Unlike dwarf irregulars, dwarf ellipticals are generally "quenched," meaning they have lost or used up their gas and dust. They are composed mostly of old, red stars. This distinction highlights how different environments and histories—such as being stripped of gas by a larger host galaxy—can change the composition of small-scale galactic systems.

Most irregular shapes are the result of external or internal violence. Tidal forces from a nearby massive galaxy can stretch a system into a chaotic mess. Similarly, a direct collision between two galaxies can destroy their original symmetry. Intense star formation can also create "superbubbles" that distort the local distribution of gas and stars.

Satellite galaxies are gravitationally bound to a larger host. The Milky Way has dozens of known satellites, most of which are dwarf galaxies. These small neighbors provide critical data on dark matter distribution, as their orbits are determined by the total mass of the host galaxy, including its invisible dark matter halo.

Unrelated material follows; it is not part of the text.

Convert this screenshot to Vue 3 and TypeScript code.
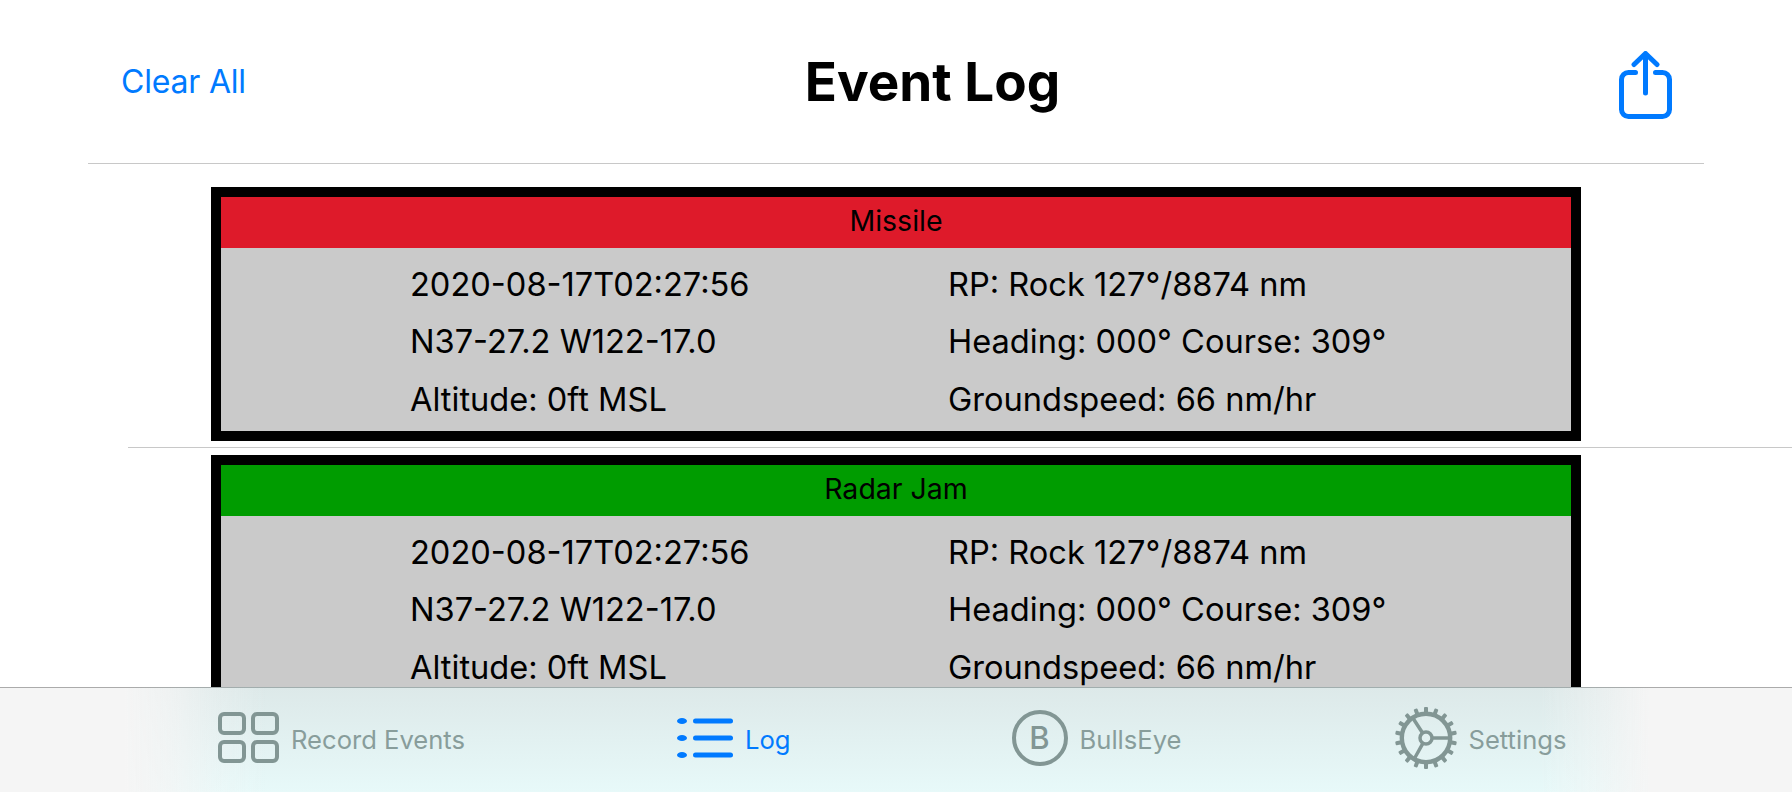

Because many dwarf irregulars have not undergone extensive star formation throughout history, they remain "metal-poor." Their gas composition is closer to the original mix of hydrogen and helium produced in the Big Bang. Studying these pristine environments helps astronomers understand the chemical conditions that existed before the first few generations of stars enriched the cosmos.

While supermassive black holes are standard in large galaxies, many dwarf galaxies do not appear to have them. Some may have "intermediate-mass" black holes, while others show no evidence of a central compact object at all. The presence or absence of a central black hole in dwarf systems is a major area of ongoing astronomical research.

Dwarf spheroidals are among the faintest and most mysterious objects in space. They look like very sparse, spread-out versions of elliptical galaxies and contain almost no gas. Surprisingly, their gravitational behavior suggests they are dominated by dark matter, containing much more invisible mass than visible starlight.

As a dwarf galaxy orbits a larger one, the difference in gravitational pull on its near and far sides creates a tidal force. This force can strip away the dwarf's gas and outer stars, creating "stellar streams" that wrap around the host galaxy. This interaction is a primary way galaxies grow and evolve over time.

Dwarf galaxies, particularly dwarf spheroidals, are the most "dark matter-dominated" objects known. While stars and gas make up a significant portion of a large spiral's mass, they represent only a tiny fraction of a dwarf's mass. This makes these small systems essential for testing theories about the nature and behavior of dark matter.

Irregular galaxies are found throughout space, including our own "Local Group." In addition to the Magellanic Clouds, there are many dwarf irregulars like NGC 6822 nearby. While they were more common in the early universe when mergers were more frequent, they remain a vital part of the current galactic landscape.

When viewed through a telescope, dwarf irregulars appear as patchy, disorganized glows. They lack the smooth, light-concentrated bulge of a spiral and show no evidence of symmetrical arms. Their star-forming (H II) regions are scattered randomly, reflecting a lack of a global density wave to organize the star birth.

The Local Group is our immediate cosmic neighborhood, spanning about 10 million light-years. It is dominated by two large spirals—the Milky Way and Andromeda—surrounded by a "cloud" of smaller dwarf and irregular galaxies. Mapping this group provides a detailed look at how galaxies of different sizes interact over billions of years.

In the high-density environment of a cluster, dwarf galaxies are subjected to intense "ram-pressure stripping" by hot gas and tidal forces from other galaxies. These processes remove the dwarf's gas, halting star formation. This environmental pressure transforms the vibrant, gas-rich irregular into a quiet, "quenched" dwarf elliptical or spheroidal.

When two large galaxies collide, gravity can pull long streamers of gas and stars out into space. These "tidal tails" can sometimes clump together to form "tidal dwarf galaxies." These are unique because they are recycled systems, made from the metal-rich material of the parent galaxies, rather than being primitive objects from the early universe.

Many dwarf galaxies are so sparse that their light barely stands out against the background glow of the night sky. This low surface brightness makes them "stealth galaxies" that are only detectable with extremely sensitive cameras and long exposure times. Countless more likely remain undiscovered in the spaces between larger galaxies.

Unlike spirals, which use organized rotation to stay flat and stable, irregular galaxies are supported by the random, "swarming" motions of their stars. In dwarf irregulars, the turbulence of the gas and the energy from star formation also play significant roles in maintaining the galaxy's puffy, non-symmetrical structure.